Mais une fois la perle rare embauchée, encore faut-il la garder. La fidélisation des salariés chinois devient un enjeu. Jean-Marc Ide, DRH du groupe Manoir Industries, fabricant de tubes centrifugés pour la pétrochimie (2 950 salariés, dont 340 à Yantai où la PME est installée depuis 1994), juge que les cadres sont devenus bien "mercenaires" : "Pour les retenir, il faut les rémunérer dans la fourchette haute des prix du marché. Nous suivons donc attentivement les études sur les salaires pratiqués dans notre région." Cependant, la progression globale des salaires en Chine tend à se ralentir : elle était de 30 % en 1994 et seulement de 7,5 % en 2006.
Outre les avantages pécuniaires complémentaires, d'autres leviers fonctionnent assez bien : "Les cadres chinois, conscients des limites de leur système éducatif, sont très intéressés par les formations, surtout à l'étranger, pour développer leurs compétences et pouvoir faire évoluer leur carrière", indique M. Le Van.

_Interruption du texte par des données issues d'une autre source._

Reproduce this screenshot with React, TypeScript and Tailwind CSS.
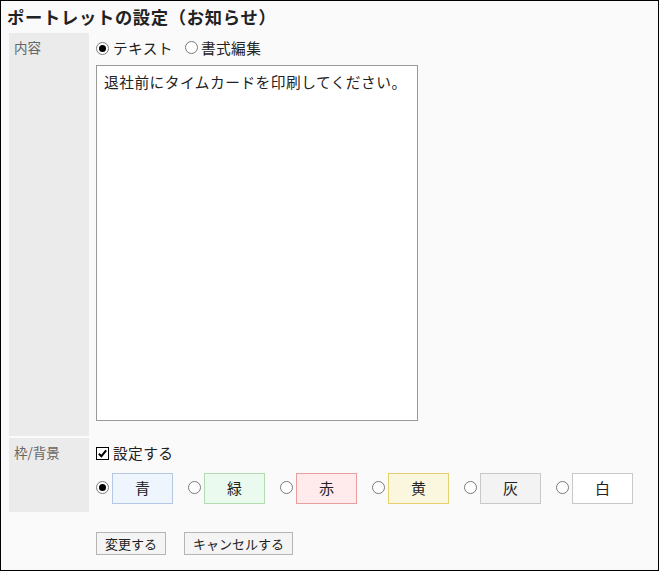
import React from "react";

const font = { fontFamily: '"Noto Sans CJK JP", "Noto Sans", sans-serif' };

function Radio({ checked }: { checked?: boolean }) {
  return (
    <span className="inline-flex h-[13px] w-[13px] shrink-0 items-center justify-center rounded-full border border-[#7a7a7a] bg-white">
      {checked && <span className="h-[7px] w-[7px] rounded-full bg-black" />}
    </span>
  );
}

const colors = [
  { label: "青", bg: "bg-[#eef5fd]", border: "border-[#b3c8e4]", checked: true },
  { label: "緑", bg: "bg-[#eafaef]", border: "border-[#b4dbb0]" },
  { label: "赤", bg: "bg-[#ffebeb]", border: "border-[#ea9e9e]" },
  { label: "黄", bg: "bg-[#fbf7df]", border: "border-[#e6cf6f]" },
  { label: "灰", bg: "bg-[#f3f3f3]", border: "border-[#c8c8c8]" },
  { label: "白", bg: "bg-white", border: "border-[#c8c8c8]" },
];

export default function App() {
  return (
    <div
      style={font}
      className="box-border h-[571px] w-[659px] border border-black bg-[#fafafa] text-[#222]"
    >
      <div className="h-[32px] px-[6px] pt-[6px] text-[17.3px] font-bold leading-[20px] tracking-[0.7px] text-[#222]">
        ポートレットの設定（お知らせ）
      </div>
      <div className="ml-[8px]">
        <div className="flex h-[403px]">
          <div className="w-[80px] shrink-0 bg-[#ebebeb] pl-[5px] pt-[5px] text-[13.5px] leading-[18px] text-[#666]">
            内容
          </div>
          <div className="pl-[7px] pt-[5px]">
            <div className="flex h-[20px] items-center text-[14.7px]">
              <Radio checked />
              <span className="ml-[4px] tracking-[0.4px]">テキスト</span>
              <span className="ml-[12px]">
                <Radio />
              </span>
              <span className="ml-[3px] tracking-[0.4px]">書式編集</span>
            </div>
            <div className="mt-[7px] box-border h-[356px] w-[322px] border border-[#999] bg-white px-[7px] pt-[6px] text-[14.7px] leading-[20px] tracking-[0.5px]">
              退社前にタイムカードを印刷してください。
            </div>
          </div>
        </div>
        <div className="mt-[2px] flex h-[74px]">
          <div className="w-[80px] shrink-0 bg-[#ebebeb] pl-[5px] pt-[5px] text-[13.5px] leading-[18px] text-[#666]">
            枠/背景
          </div>
          <div className="pl-[7px] pt-[5px]">
            <div className="flex h-[20px] items-center text-[14.7px]">
              <span className="flex h-[13px] w-[13px] items-center justify-center border border-black bg-white">
                <svg viewBox="0 0 12 12" className="h-[11px] w-[11px]">
                  <path d="M2 6.2 L4.8 9 L10 2.5" fill="none" stroke="#000" strokeWidth="2.2" />
                </svg>
              </span>
              <span className="ml-[4px] tracking-[0.4px]">設定する</span>
            </div>
            <div className="mt-[10px] flex">
              {colors.map((c) => (
                <div key={c.label} className="mr-[15px] flex items-center">
                  <span className="-mt-[2px] flex">
                    <Radio checked={c.checked} />
                  </span>
                  <div
                    className={`ml-[3px] box-border flex h-[31px] w-[61px] items-center justify-center border ${c.bg} ${c.border} text-[15px]`}
                  >
                    {c.label}
                  </div>
                </div>
              ))}
            </div>
          </div>
        </div>
        <div className="ml-[87px] mt-[20px] flex gap-[18px]">
          <button className="box-border h-[23px] border border-[#b5b5b5] bg-[#f4f4f4] px-[8px] text-[13px] leading-[20px] text-[#222]">
            変更する
          </button>
          <button className="box-border h-[23px] border border-[#b5b5b5] bg-[#f4f4f4] px-[8px] text-[13px] leading-[20px] text-[#222]">
            キャンセルする
          </button>
        </div>
      </div>
    </div>
  );
}
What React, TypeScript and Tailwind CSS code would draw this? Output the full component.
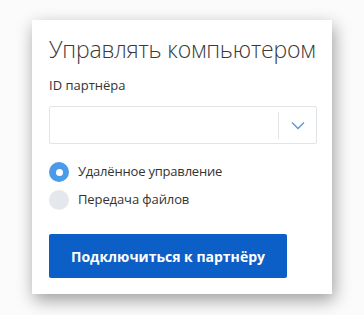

Chloé Ascencio, auteur de Manager en Chine (éd. L'harmattan, 2007), a mené une petite enquête auprès d'une cinquantaine de cadres chinois francophones ayant démissionné : "Ils citent aussi, comme cause, les mauvaises relations avec les managers français, provenant du décalage culturel. Par exemple, ces derniers ne mélangent pas vie professionnelle et privée ; or, en Chine, la relation de confiance s'établit quand on connaît ses collègues, parce qu'on fait des activités extraprofessionnelles ensemble." Bref, les entreprises françaises doivent encore faire des efforts pour s'adapter aux habitudes de travail chinoises.